Logarithms have various rules that help simplify complex expressions. One of the most significant rules is the **power rule**. This rule states that when you have a logarithm of a power, it can be expressed by multiplying the exponent by the logarithm of the base.
For example, consider the expression \( \log_b(a^c) \). According to the power rule, this converts to:

• \( c \cdot \log_b(a) \)

This principle allows us to break down and manage logarithmic expressions that may initially seem difficult.
In problems like \( \log(10^{\sqrt{3}}) \), applying the power rule is pivotal. You separate the exponent (\( \sqrt{3} \)) from the logarithm, turning the expression into a straightforward product. Thus, the power rule simplifies the evaluation of logarithms, anchoring other calculations to more manageable arithmetic.

Most students encounter logarithms with base 10, often referred to as **common logarithms**. These are ubiquitous in mathematics, especially in scientific calculations and real-world applications like measuring the pH in chemistry or calculating decibels in sound levels.
A base 10 logarithm, denoted as \( \log(\ldots) \), has the property that \( \log(10) = 1 \). This is because raising 10 to the power of 1 gives 10; hence \( 10^1 = 10 \).

• With this knowledge, any expression like \( \log(10^x) \) simplifies significantly because \( \log(10) \) will always result in 1.
• This simplification is crucial as seen in our step-by-step example: \( \log(10) = 1 \).

Recognizing this characteristic of base 10 logarithms aids in seamlessly evaluating expressions without requiring complex calculations or technologies.

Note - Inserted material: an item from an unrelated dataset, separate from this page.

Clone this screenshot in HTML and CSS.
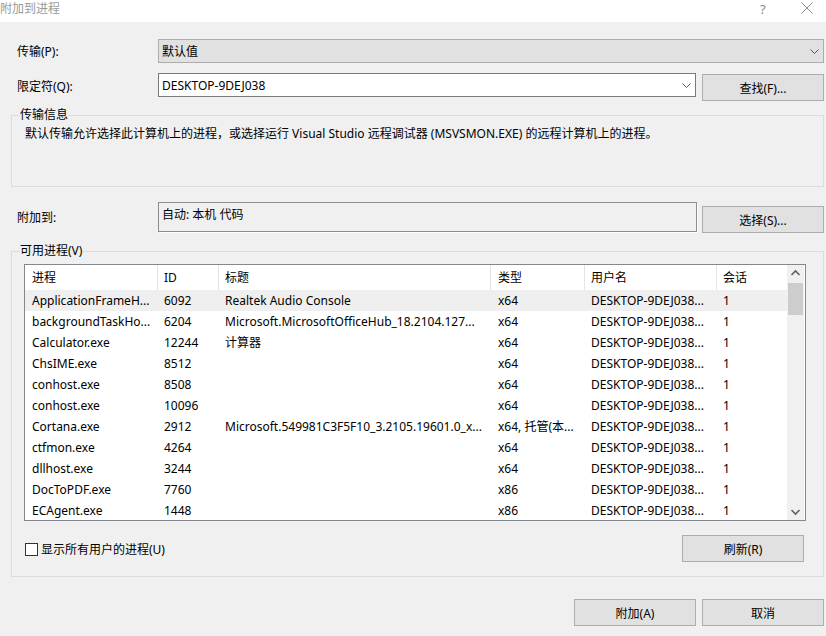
FILE: index.html
```html
<!DOCTYPE html>
<html lang="zh-CN">
<head>
<meta charset="utf-8">
<title>附加到进程</title>
<link rel="stylesheet" href="styles.css">
</head>
<body>
<div class="dialog">
  <div class="titlebar">
    <span class="title">附加到进程</span>
    <span class="help">?</span>
    <svg class="close" width="12" height="12" viewBox="0 0 12 12"><path d="M0.5 0.5L11.5 11.5M11.5 0.5L0.5 11.5" stroke="#8a8a8a" stroke-width="1" fill="none"/></svg>
  </div>
  <div class="body">
    <div class="row row-transport">
      <label class="lbl">传输(P):</label>
      <div class="select">
        <span>默认值</span>
        <svg class="chev" width="9" height="5" viewBox="0 0 9 5"><path d="M0.5 0.5L4.5 4.5L8.5 0.5" stroke="#555" fill="none"/></svg>
      </div>
    </div>
    <div class="row row-qual">
      <label class="lbl">限定符(Q):</label>
      <div class="combo">
        <span>DESKTOP-9DEJ038</span>
        <svg class="chev" width="9" height="5" viewBox="0 0 9 5"><path d="M0.5 0.5L4.5 4.5L8.5 0.5" stroke="#555" fill="none"/></svg>
      </div>
      <button class="btn btn-find">查找(F)...</button>
    </div>
    <fieldset class="group group-info">
      <legend>传输信息</legend>
      <p class="info">默认传输允许选择此计算机上的进程，或选择运行 Visual Studio 远程调试器 (MSVSMON.EXE) 的远程计算机上的进程。</p>
    </fieldset>
    <div class="row row-attach">
      <label class="lbl">附加到:</label>
      <div class="attachbox">自动: 本机 代码</div>
      <button class="btn btn-select">选择(S)...</button>
    </div>
    <fieldset class="group group-proc">
      <legend>可用进程(V)</legend>
      <div class="list">
        <div class="table">
          <div class="thead">
            <div class="c c1">进程</div><div class="c c2">ID</div><div class="c c3">标题</div><div class="c c4">类型</div><div class="c c5">用户名</div><div class="c c6">会话</div>
          </div>
          <div class="tr hl"><div class="c c1">ApplicationFrameH...</div><div class="c c2">6092</div><div class="c c3">Realtek Audio Console</div><div class="c c4">x64</div><div class="c c5">DESKTOP-9DEJ038...</div><div class="c c6">1</div></div>
          <div class="tr"><div class="c c1">backgroundTaskHo...</div><div class="c c2">6204</div><div class="c c3">Microsoft.MicrosoftOfficeHub_18.2104.127...</div><div class="c c4">x64</div><div class="c c5">DESKTOP-9DEJ038...</div><div class="c c6">1</div></div>
          <div class="tr"><div class="c c1">Calculator.exe</div><div class="c c2">12244</div><div class="c c3">计算器</div><div class="c c4">x64</div><div class="c c5">DESKTOP-9DEJ038...</div><div class="c c6">1</div></div>
          <div class="tr"><div class="c c1">ChsIME.exe</div><div class="c c2">8512</div><div class="c c3"></div><div class="c c4">x64</div><div class="c c5">DESKTOP-9DEJ038...</div><div class="c c6">1</div></div>
          <div class="tr"><div class="c c1">conhost.exe</div><div class="c c2">8508</div><div class="c c3"></div><div class="c c4">x64</div><div class="c c5">DESKTOP-9DEJ038...</div><div class="c c6">1</div></div>
          <div class="tr"><div class="c c1">conhost.exe</div><div class="c c2">10096</div><div class="c c3"></div><div class="c c4">x64</div><div class="c c5">DESKTOP-9DEJ038...</div><div class="c c6">1</div></div>
          <div class="tr"><div class="c c1">Cortana.exe</div><div class="c c2">2912</div><div class="c c3">Microsoft.549981C3F5F10_3.2105.19601.0_x...</div><div class="c c4">x64, 托管(本...</div><div class="c c5">DESKTOP-9DEJ038...</div><div class="c c6">1</div></div>
          <div class="tr"><div class="c c1">ctfmon.exe</div><div class="c c2">4264</div><div class="c c3"></div><div class="c c4">x64</div><div class="c c5">DESKTOP-9DEJ038...</div><div class="c c6">1</div></div>
          <div class="tr"><div class="c c1">dllhost.exe</div><div class="c c2">3244</div><div class="c c3"></div><div class="c c4">x64</div><div class="c c5">DESKTOP-9DEJ038...</div><div class="c c6">1</div></div>
          <div class="tr"><div class="c c1">DocToPDF.exe</div><div class="c c2">7760</div><div class="c c3"></div><div class="c c4">x86</div><div class="c c5">DESKTOP-9DEJ038...</div><div class="c c6">1</div></div>
          <div class="tr"><div class="c c1">ECAgent.exe</div><div class="c c2">1448</div><div class="c c3"></div><div class="c c4">x86</div><div class="c c5">DESKTOP-9DEJ038...</div><div class="c c6">1</div></div>
        </div>
        <div class="scroll">
          <svg class="arr" width="17" height="17" viewBox="0 0 17 17"><path d="M4.5 10L8.5 6L12.5 10" stroke="#606060" stroke-width="1.6" fill="none"/></svg>
          <div class="track"><div class="thumb"></div></div>
          <svg class="arr" width="17" height="17" viewBox="0 0 17 17"><path d="M4.5 7L8.5 11L12.5 7" stroke="#606060" stroke-width="1.6" fill="none"/></svg>
        </div>
      </div>
      <div class="bottomrow">
        <label class="chk"><span class="box"></span>显示所有用户的进程(U)</label>
        <button class="btn btn-refresh">刷新(R)</button>
      </div>
    </fieldset>
    <div class="footer">
      <button class="btn">附加(A)</button>
      <button class="btn">取消</button>
    </div>
  </div>
</div>
</body>
</html>
```

FILE: styles.css
```css
* { box-sizing: border-box; }
html, body { margin: 0; padding: 0; }
body {
  width: 826px;
  height: 636px;
  overflow: hidden;
  background: #f0f0f0;
  font-family: "Noto Sans", "Noto Sans CJK SC", sans-serif;
  font-size: 12px;
  color: #000;
}
.dialog { width: 826px; height: 636px; }
.titlebar {
  height: 22px;
  background: #fff;
  display: flex;
  align-items: center;
  position: relative;
  font-size: 12px;
  color: #9a9a9a;
}
.title { padding-left: 0; margin-top: -7px; }
.help { position: absolute; left: 760px; top: 0; font-size: 13px; color: #8a8a8a; }
.close { position: absolute; left: 801px; top: 2px; }
.body { padding: 17px 2px 0 11px; }
.row { display: flex; align-items: flex-start; }
.lbl { width: 147px; padding-left: 6px; flex: none; }
.row-transport { height: 24px; }
.row-transport .lbl { padding-top: 3px; }
.select {
  width: 666px; height: 24px;
  background: #e1e1e1;
  border: 1px solid #adadad;
  display: flex; align-items: center; justify-content: space-between;
  padding: 0 4px 0 3px;
}
.chev { flex: none; }
.row-qual { margin-top: 10px; height: 28px; }
.row-qual .lbl { padding-top: 4px; }
.combo {
  width: 538px; height: 24px;
  background: #fff;
  border: 1px solid #7a7a7a;
  display: flex; align-items: center; justify-content: space-between;
  padding: 0 4px 0 3px;
}
.btn {
  font-family: inherit; font-size: 12px; color: #000;
  background: #e1e1e1;
  border: 1px solid #adadad;
  width: 122px; height: 27px;
  padding: 0;
  flex: none;
}
.btn-find { margin-left: 6px; margin-top: 1px; }
.group {
  margin: 0;
  border: 1px solid #dcdcdc;
  border-radius: 0;
  padding: 0;
  width: 813px;
}
.group legend { padding: 0 1px 0 0; margin-left: 8px; line-height: 14px; }
.group-info { margin-top: 7px; height: 79px; }
.info { margin: 2px 0 0 13px; }
.row-attach { margin-top: 15px; height: 31px; }
.row-attach .lbl { padding-top: 6px; }
.attachbox {
  width: 539px; height: 30px;
  background: #f0f0f0;
  border: 1px solid #8c8c8c;
  box-shadow: 1px 1px 0 #fff;
  padding: 2px 0 0 3px;
}
.btn-select { margin-left: 5px; margin-top: 4px; }
.group-proc { margin-top: 11px; height: 333px; }
.list {
  margin: 6px 0 0 12px;
  width: 782px; height: 257px;
  border: 1px solid #828790;
  background: #fff;
  display: flex;
}
.table { flex: 1; }
.thead, .tr { display: flex; }
.thead { height: 25px; }
.thead .c { border-right: 1px solid #e5e5e5; line-height: 25px; }
.tr { height: 21px; line-height: 21px; }
.tr.hl { background: #efefef; }
.c { padding-left: 7px; white-space: nowrap; overflow: hidden; flex: none; }
.c1 { width: 133px; }
.c2 { width: 61px; padding-left: 6px; }
.c3 { width: 272px; padding-left: 6px; }
.c4 { width: 94px; padding-left: 7px; }
.c5 { width: 132px; padding-left: 6px; }
.c6 { width: 69px; padding-left: 6px; }
.thead .c6 { border-right: none; }
.scroll {
  width: 17px; flex: none;
  background: #f0f0f0;
  display: flex; flex-direction: column;
  margin-right: 1px;
}
.arr { display: block; flex: none; }
.track { flex: 1; padding: 0 1px; }
.thumb { height: 32px; background: #cdcdcd; margin-top: 1px; }
.bottomrow {
  display: flex; justify-content: space-between; align-items: flex-start;
  margin: 14px 0 0 13px; width: 779px;
}
.chk { display: flex; align-items: center; margin-top: 5px; }
.box {
  width: 13px; height: 13px;
  border: 1px solid #333;
  background: #fff;
  margin-right: 3px;
}
.footer {
  display: flex; justify-content: flex-end; gap: 6px;
  margin-top: 22px; width: 813px;
}
```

When it comes to **evaluating expressions** involving logarithms, the process often involves using the rules associated with logarithmic identities.
To evaluate expressions such as \( \log(10^{\sqrt{3}}) \), follow these straightforward steps:

• First, identify the logarithmic property relevant to your expression, such as the power rule.
• Apply the rule to transform the expression into a simpler form. In this case, turn it into \( \sqrt{3} \cdot \log(10) \).
• Utilize known logarithm values (e.g., \( \log(10) = 1 \)) to continue simplifying.
• Substitute and compute to derive a clean result. Here, it becomes \( \sqrt{3} \cdot 1 = \sqrt{3} \).

Breaking down the operation into these steps ensures that you maintain accuracy while simplifying complex-looking logarithmic expressions. This approach is helpful for exams and dealing with logarithms in various mathematical contexts.